MLP Version History
Version 2.0 (July 2025): The current version of MLP, available through the IPUMS data extract system. This version differs from version 1.2 by adding women to the Step 1 (individual) linking stage, using the Social Security Numident data to link single to married women (new Step 3), replacing logistic regression with the XGBoost algorithm for matching records, and removing conflicts between 10, 20, and 30 year census pairings. Some features and training data were also altered. The IPUMS extract system was improved to allow creation of custom datasets containing records linked across any combination of censuses from 1850 to 1950. For more details on the linking process used in version 2.0, see MLP linking methods.
Version 1.2 (April 2024): This version differs from version 1.1 by including the 1950 census, using revised 19th century census files, and adding more customization to the linking model to address changing variable availability across censuses.
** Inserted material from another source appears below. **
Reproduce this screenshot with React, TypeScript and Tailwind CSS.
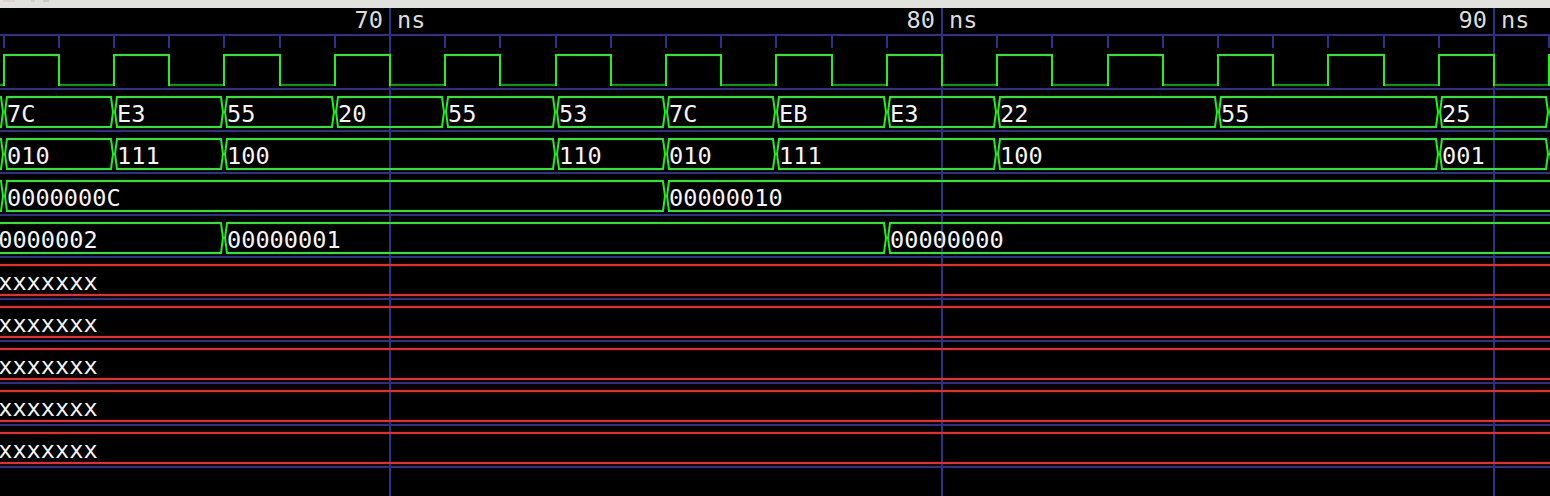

Additionally, this release provides links between 20 and 30-year census pairings. Links are available as crosswalk files and were never offered through the IPUMS data extract system. Version 1.2 also provides crosswalks to the Social Security Numident data for the first time in addition to World War II enlistment data linked to the 1940 census. The enlistment data were prepared by the CenSoc team at UC Berkeley.
Version 1.1 (March 2023): This version differs from version 1.0 in using revised census files for some years. In addition, small changes were implemented in the linking code, including i) an updated name standardization file, and ii) census-specific inter-county and state distance files. The software that calculates name similarity was also updated, producing additional minor changes. This version of MLP was the first to be made available through the IPUMS data extract system. It also introduced Historical Identification Keys (HIKs), which provide a common ID for individuals in all census years in which they are identified. Links are available as crosswalk files.
Version 1.0 (September 2020): The original MLP data release. The first release included links for the 1900-1940 censuses. Crosswalks were added for 1850-1880 in September 2021, and for the twenty-year 1880-1900 census pairing in March 2022. Links are available as crosswalk files.
Linked Representative Samples: Between 2008 and 2010, IPUMS released linked representative samples (LRS) of the U.S. population spanning the period 1850 to 1930. These samples linked the full count 1880 database to the samples of the population from 1850, 1860, 1870, 1900, 1910, 1920 and 1930. Data and documentation are archived and available for analysis and replication. The LRS files are much smaller than MLP crosswalks, since linkages were from the 1880 full count census to 1% samples in other census years. The MLP linking strategy also differs from the LRS strategy.